Cost predictability: Medium. Dyno/instance pricing is clear but add-ons (databases, caching, monitoring) accumulate.
Observability and limits: Built-in logging and metrics. Limited low-level access for debugging.
Common pitfalls: Outgrowing free/hobby tiers unexpectedly, hitting memory limits on build steps, platform-specific deployment constraints.
Serverless
Operational complexity: Low for functions, medium for full applications. No server management. Cold starts and execution limits require design consideration.
Scaling behavior: Automatic, near-instant. Scales to zero — great for variable traffic.
Cost predictability: Low at scale. Per-invocation pricing is cheap at low traffic but difficult to forecast under high load.
Observability and limits: Requires structured logging and distributed tracing. Execution time limits (e.g., 30s on Vercel, 15 min on Lambda) constrain long-running operations.
Common pitfalls: Cold starts affecting TTFB, execution timeouts on ISR regeneration for large pages, difficulty debugging distributed function chains.
Edge-First Platforms
Operational complexity: Low. Deploy to edge via platform CLI. Limited runtime APIs (no full Node.js in all cases).
Scaling behavior: Globally distributed, near-zero latency. Excellent for static and ISR content.
Cost predictability: Medium. Based on requests, bandwidth, and compute-at-edge usage. Bandwidth costs can spike with media-heavy sites.
Observability and limits: Platform-provided analytics. Limited custom instrumentation options.
Common pitfalls: Edge runtime restrictions (no native Node.js modules), unexpected bandwidth bills from unoptimized images, debugging issues across dozens of edge locations.
Reference architecture — typical JAMstack setup:
- Managed headless CMS (authoring + content API)

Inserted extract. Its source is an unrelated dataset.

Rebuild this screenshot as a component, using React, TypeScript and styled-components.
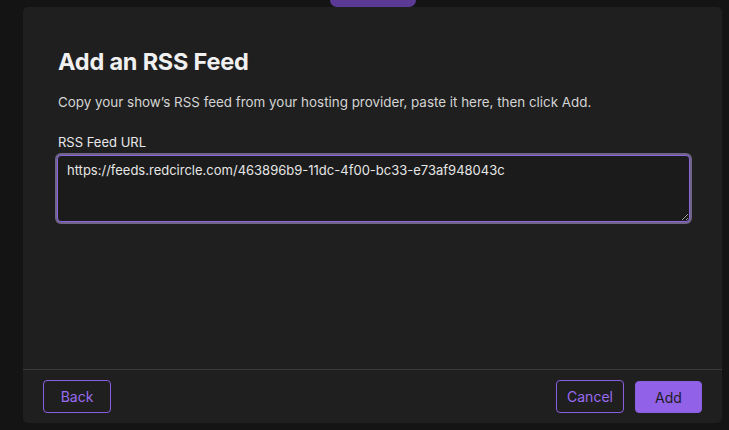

- Frontend framework (Next.js/Nuxt/Astro) deployed to edge platform
- CDN/edge cache as primary delivery layer
- Webhook-driven ISR for incremental content updates
- Image CDN (Cloudinary, imgix, or platform-native) for responsive media
- Structured logging + uptime monitoring for CMS APIs, webhooks, and build pipeline
- Preview environment with scoped auth tokens, isolated from production cache
Hosting Models Comparison for Headless CMS Deployment
Hosting Model | Operational Complexity | Scaling Behavior | Cost Predictability | Suitable Project Stage |
|---|---|---|---|---|
Cloud VMs | High | Manual / autoscale groups | High (reserved) | Enterprise, regulated, legacy infra |
PaaS | Low – Medium | Auto-horizontal | Medium | Startups, scale-ups, rapid iteration |
Serverless | Low – Medium | Auto, scale-to-zero | Low at scale | Variable traffic, event-driven workloads |
Edge-first | Low | Global, near-instant | Medium | Content-heavy, global audience, ISR |
How to Choose a Headless CMS and Hosting Stack
Evaluation checklist:
- Traffic profile. Steady vs spiky? Global vs regional? This determines CDN strategy and hosting model.

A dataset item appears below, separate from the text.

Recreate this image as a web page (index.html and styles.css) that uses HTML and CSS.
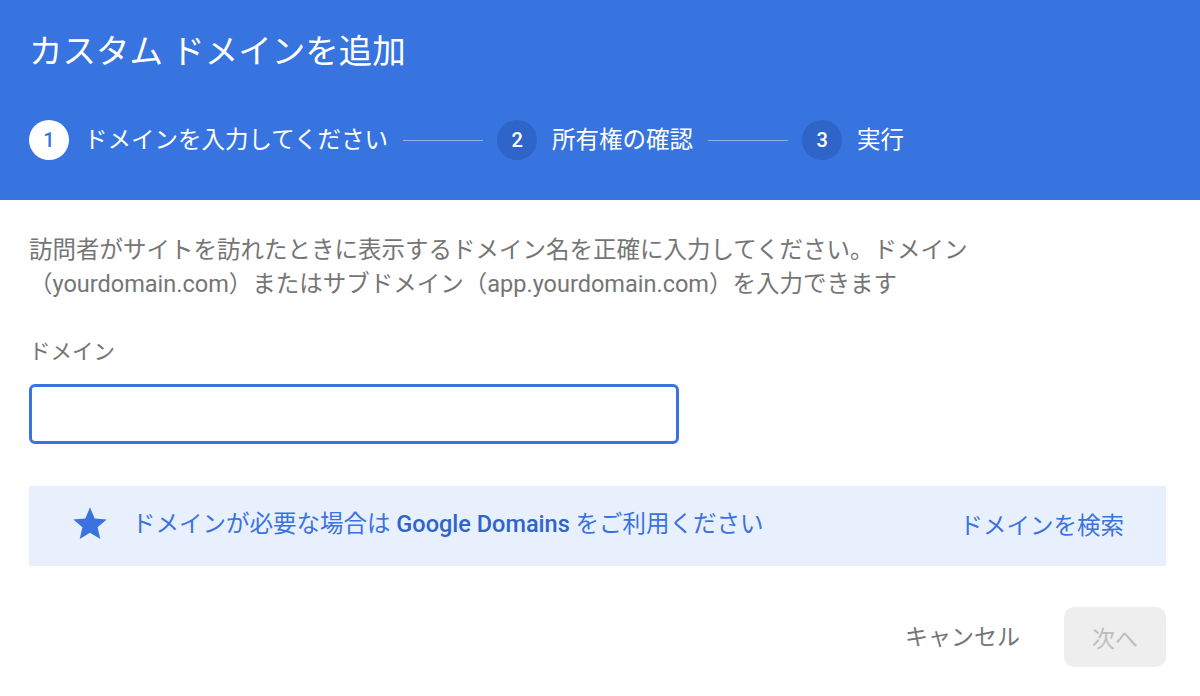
FILE: index.html
```html
<!DOCTYPE html>
<html lang="ja">
<head>
<meta charset="utf-8">
<link rel="stylesheet" href="styles.css">
</head>
<body>
<div class="dialog">
  <header class="header">
    <h1 class="title">カスタム ドメインを追加</h1>
    <div class="steps">
      <div class="step active"><span class="num">1</span><span class="label">ドメインを入力してください</span></div>
      <div class="line"></div>
      <div class="step"><span class="num">2</span><span class="label">所有権の確認</span></div>
      <div class="line"></div>
      <div class="step"><span class="num">3</span><span class="label">実行</span></div>
    </div>
  </header>
  <main class="content">
    <p class="desc">訪問者がサイトを訪れたときに表示するドメイン名を正確に入力してください。ドメイン（yourdomain.com）またはサブドメイン（app.yourdomain.com）を入力できます</p>
    <label class="field-label">ドメイン</label>
    <div class="input"></div>
    <div class="banner">
      <svg class="star" viewBox="0 0 24 24" width="40" height="40"><path fill="#3a73df" d="M12 17.27L18.18 21l-1.64-7.03L22 9.24l-7.19-.61L12 2 9.19 8.63 2 9.24l5.46 4.73L5.82 21z"/></svg>
      <span class="banner-text">ドメインが必要な場合は <b>Google Domains</b> をご利用ください</span>
      <span class="banner-link">ドメインを検索</span>
    </div>
    <div class="actions">
      <span class="cancel">キャンセル</span>
      <span class="next">次へ</span>
    </div>
  </main>
</div>
</body>
</html>
```
FILE: styles.css
```css
html, body {
  margin: 0;
  padding: 0;
  background: #ffffff;
}
body {
  font-family: Roboto, "Noto Sans CJK JP", sans-serif;
  width: 1200px;
  height: 696px;
  overflow: hidden;
}
.header {
  background: #3874e0;
  height: 200px;
  box-sizing: border-box;
  padding: 30px 29px 0;
  color: #ffffff;
}
.title {
  margin: 0;
  font-size: 33.5px;
  font-weight: 400;
  line-height: 44px;
}
.steps {
  margin-top: 46px;
  display: flex;
  align-items: center;
  height: 40px;
}
.step {
  display: flex;
  align-items: center;
  gap: 15px;
}
.num {
  width: 40px;
  height: 40px;
  border-radius: 50%;
  background: #2f64c8;
  color: #ffffff;
  display: flex;
  align-items: center;
  justify-content: center;
  font-family: Roboto, sans-serif;
  font-size: 20px;
  font-weight: 500;
}
.step.active .num {
  background: #ffffff;
  color: #3874e0;
}
.label {
  font-size: 23.5px;
  line-height: 30px;
  color: #ffffff;
}
.line {
  width: 80px;
  height: 1px;
  background: rgba(255, 255, 255, 0.45);
  margin: 0 14px 0 15px;
}
.content {
  padding: 0 34px 0 29px;
}
.desc {
  margin: 33px 0 0;
  font-size: 23.5px;
  line-height: 34px;
  color: #757575;
}
.field-label {
  display: block;
  margin-top: 36px;
  font-size: 21.5px;
  line-height: 30px;
  color: #757575;
}
.input {
  margin-top: 17px;
  width: 650px;
  height: 60px;
  box-sizing: border-box;
  border: 3px solid #3a73df;
  border-radius: 6px;
}
.banner {
  margin-top: 42px;
  height: 80px;
  background: #e8f0fd;
  display: flex;
  align-items: center;
  padding: 0 42px 0 41px;
}
.star {
  flex: none;
  display: block;
  margin-top: -4px;
}
.banner-text {
  margin-left: 22px;
  margin-bottom: 8px;
  font-size: 23.5px;
  color: #3a73df;
  flex: 1;
}
.banner-text b {
  font-weight: 500;
  color: #2f64c8;
}
.banner-link {
  margin-bottom: 4px;
  font-size: 23.5px;
  color: #3a73df;
}
.actions {
  margin-top: 41px;
  display: flex;
  justify-content: flex-end;
  align-items: center;
}
.cancel {
  font-size: 23px;
  color: #757575;
  margin-right: 44px;
  margin-bottom: 4px;
}
.next {
  width: 102px;
  height: 60px;
  border-radius: 10px;
  background: #eeeeee;
  color: #bdbdbd;
  font-size: 23px;
  display: flex;
  align-items: center;
  justify-content: center;
}
```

- Content update frequency. Hourly editorial changes need ISR or SSR. Weekly publishes can use full SSG.
- Editorial workflow complexity. Multi-stage approval, scheduled publishing, and localized content each add CMS requirements.

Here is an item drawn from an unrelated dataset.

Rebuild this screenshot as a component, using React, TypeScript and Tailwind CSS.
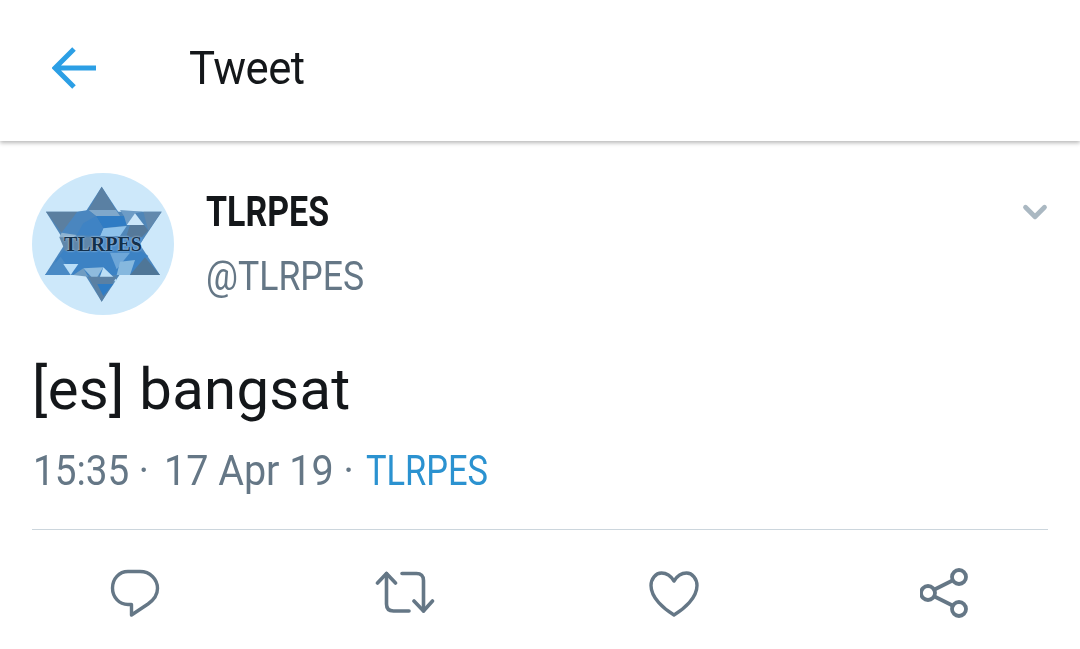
import React from "react";
import { ChevronDown } from "lucide-react";

// facets traced off the avatar, coordinates are in a 3x crop of the picture
const facets: [string, string][] = [
  ["245,80 420,345 75,345", "#4a86bf"],
  ["245,425 425,155 78,155", "#4f86b8"],
  ["245,80 205,150 288,150", "#5a80a3"],
  ["205,150 288,150 300,168 228,168", "#7fa8cb"],
  ["78,155 172,155 125,218", "#5b7fa0"],
  ["172,155 205,150 228,168 170,225 125,218", "#4a86bf"],
  ["228,168 312,168 330,195 250,205", "#2f7cc4"],
  ["300,150 370,155 345,160 320,195 312,168", "#6d9cc6"],
  ["345,160 372,195 320,195", "#cbe6f9"],
  ["370,155 425,155 385,212", "#6289ad"],
  ["330,195 372,195 385,212 350,245 320,225", "#55799a"],
  ["250,205 320,198 300,228 240,228", "#8ec2ea"],
  ["170,225 240,228 250,205 228,168 190,190", "#3f83c4"],
  ["125,218 170,225 140,245 118,232", "#8eb3d1"],
  ["118,232 250,232 230,272 135,272", "#5f86aa"],
  ["250,232 372,232 350,272 230,272", "#4c8ac6"],
  ["130,272 360,272 385,288 330,345 160,345 105,305", "#3c82c4"],
  ["75,345 122,290 160,345", "#4a8ac5"],
  ["130,312 175,312 152,345", "#b9def8"],
  ["160,345 190,325 205,350", "#6f9cc2"],
  ["190,325 250,322 225,362", "#8fbbdd"],
  ["250,322 292,362 232,372", "#bcdff6"],
  ["270,278 330,278 290,328", "#6da6d8"],
  ["300,305 345,300 330,345 290,345", "#86b8de"],
  ["420,345 375,292 330,345", "#4f7697"],
  ["205,350 290,350 245,425", "#5a80a3"],
  ["232,372 280,372 250,408", "#2f7cc4"],
];

const Logo = () => (
  <div className="relative w-[142px] h-[142px] rounded-full bg-[#cde8fa] overflow-hidden">
    <svg viewBox="36 39 426 426" className="w-full h-full blur-[0.5px]">
      {facets.map(([points, fill], i) => (
        <polygon key={i} points={points} fill={fill} />
      ))}
    </svg>
    <div className="absolute inset-x-0 top-[61px] text-center text-[20px] leading-[20px] font-bold text-[#12304c] font-['Liberation_Serif',serif] [text-shadow:0_0_2px_#dcecf8]">
      TLRPES
    </div>
  </div>
);

const ReplyIcon = () => (
  <svg viewBox="0 0 50 50" className="w-[50px] h-[50px] fill-none stroke-[#657786] stroke-[3.4]" strokeLinejoin="round" strokeLinecap="round">
    <path d="M18 3.500h12C40 3.500 47.500 11 47.500 20.500c0 7-4.500 12-9.500 15.500L21.500 47V36.500H18C9 36.500 2.500 29 2.500 20S9 3.500 18 3.500z" />
  </svg>
);

const RetweetIcon = () => (
  <svg viewBox="0 0 60 44" className="w-[60px] h-[44px] fill-none stroke-[#657786] stroke-[3.6]" strokeLinejoin="round" strokeLinecap="round">
    <path d="M2.500 12 L11.500 2.500 L20.500 12" />
    <path d="M11.500 2.500V33c0 4.500 2.500 7 7 7H34" />
    <path d="M57.500 30 L48.500 40 L39 30" />
    <path d="M48.500 40V9.500c0-4.500-2.500-7-7-7H27" />
  </svg>
);

const HeartIcon = () => (
  <svg viewBox="0 0 50 46" className="w-[50px] h-[46px] fill-none stroke-[#657786] stroke-[3.4]" strokeLinejoin="round">
    <path d="M25 10C21 3.500 16 2 12.500 2 6.500 2 2 8 2 14.500 2 27 15 38 25 44 35 38 48 27 48 14.500 48 8 43.500 2 37.500 2 34 2 29 3.500 25 10z" />
  </svg>
);

const ShareIcon = () => (
  <svg viewBox="0 0 50 50" className="w-[50px] h-[50px] fill-none stroke-[#657786] stroke-[3.8]" strokeLinecap="round">
    <circle cx="39" cy="9" r="7" />
    <circle cx="39" cy="41" r="7" />
    <circle cx="8" cy="25" r="7" />
    <path d="M14.500 21.500 32.500 12.500M14.500 28.500 32.500 37.500" />
  </svg>
);

export default function App() {
  return (
    <div className="w-[1080px] h-[649px] bg-white overflow-hidden font-['Roboto',sans-serif]">
      {/* Header */}
      <div className="h-[141px] pb-[6px] flex items-center shadow-[0_2px_4px_rgba(0,0,0,0.28)] relative">
        <svg viewBox="0 0 44 42" className="ml-[52px] w-[44px] h-[42px] fill-none stroke-[#2c9fe5] stroke-[5]">
          <path d="M22 2 L3 21 L22 40M3 21h41" />
        </svg>
        <div className="ml-[93px] text-[46px] leading-[52px] text-[#14171a] tracking-[-0.6px] scale-x-[0.95] origin-left">Tweet</div>
      </div>

      {/* Tweet */}
      <div className="px-[32px]">
        <div className="flex pt-[32px]">
          <Logo />
          <div className="ml-[32px] flex-1">
            <div className="mt-[10px] text-[43px] leading-[56px] font-bold text-[#14171a] scale-x-[0.79] origin-left">TLRPES</div>
            <div className="mt-[10px] text-[40px] leading-[56px] text-[#657786] scale-x-[0.89] origin-left">@TLRPES</div>
          </div>
          <ChevronDown size={38} strokeWidth={3} className="text-[#aab8c2] mt-[20px] -mr-[6px]" />
        </div>

        <div className="mt-[38px] text-[58px] leading-[72px] text-[#14171a] tracking-[0.3px]">[es] bangsat</div>

        <div className="mt-[18px] ml-[1px] flex items-baseline text-[42px] leading-[56px] text-[#657786] whitespace-nowrap">
          <span className="w-[131px] scale-x-[0.92] origin-left">15:35 ·</span>
          <span className="w-[202px] scale-x-[0.94] origin-left">17 Apr 19 ·</span>
          <span className="text-[#2b92d0] scale-x-[0.82] origin-left">TLRPES</span>
        </div>

        <div className="mt-[30px] border-t border-[#ccd6dd]" />

        <div className="h-[119px] flex items-start pt-[38px]">
          <div className="ml-[78px]"><ReplyIcon /></div>
          <div className="ml-[215px] mt-[3px]"><RetweetIcon /></div>
          <div className="ml-[214px] mt-[3px]"><HeartIcon /></div>
          <div className="ml-[221px]"><ShareIcon /></div>
        </div>
      </div>
    </div>
  );
}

- DevOps maturity. If you don't have on-call engineers, don't self-host your CMS.
- Compliance requirements. SSO, audit logs, data residency, and access controls narrow the vendor list quickly.
- Budget growth curve. Model costs at 2x and 5x your current scale. Identify which pricing axes grow fastest.
- Migration and exit strategy. Can you export content with structure intact? How coupled is your frontend to CMS-specific features?
Recommended default paths:
- Small team / fast launch: Prismic or Sanity (free tier) → Vercel or Netlify → ISR + edge cache. Optimize for speed and DX.
- Scaling product: Contentful or Hygraph → PaaS or edge platform → structured environments, webhook-driven invalidation, CI/CD pipelines. Optimize for workflow reliability.
- Enterprise / regulated: Contentful (enterprise) or Directus self-host → Cloud VMs or managed Kubernetes → dedicated preview infra, audit logging, SSO, data residency controls. Optimize for compliance and control.
Common Architectural Mistakes in Headless CMS Projects
Underestimating API limits + missing caching strategy. A team launches an SSG site with 8,000 pages. Each build hits the CMS API for every page. They run into rate limits on day one. Fix: implement incremental builds, cache API responses during build, and monitor rate limit headers.
Tight coupling CMS ↔ frontend. Content types are designed to mirror UI components 1:1. When the design changes, the content model breaks. Content editors can't restructure information without a developer. Fix: model content semantically, not visually. Let the frontend interpret structure.
Ignoring preview + staging workflows. The team ships without preview. Editors publish blindly and find errors on the live site. Trust erodes. Fix: build preview early — even a basic draft-rendering route — and test it with editors during development.
Overengineering early. Multi-region replication, event buses, content federation, and microservice middleware — all built before the first 1,000 users arrive. Fix: start with the simplest architecture that meets your requirements. Add complexity when you have evidence it's needed.
Ignoring webhook reliability. Webhooks trigger ISR revalidation but there's no monitoring, no retry logic, and no reconciliation. A missed webhook means stale content for hours. Fix: log every webhook, implement idempotent handlers, add a periodic full-revalidation job as a safety net.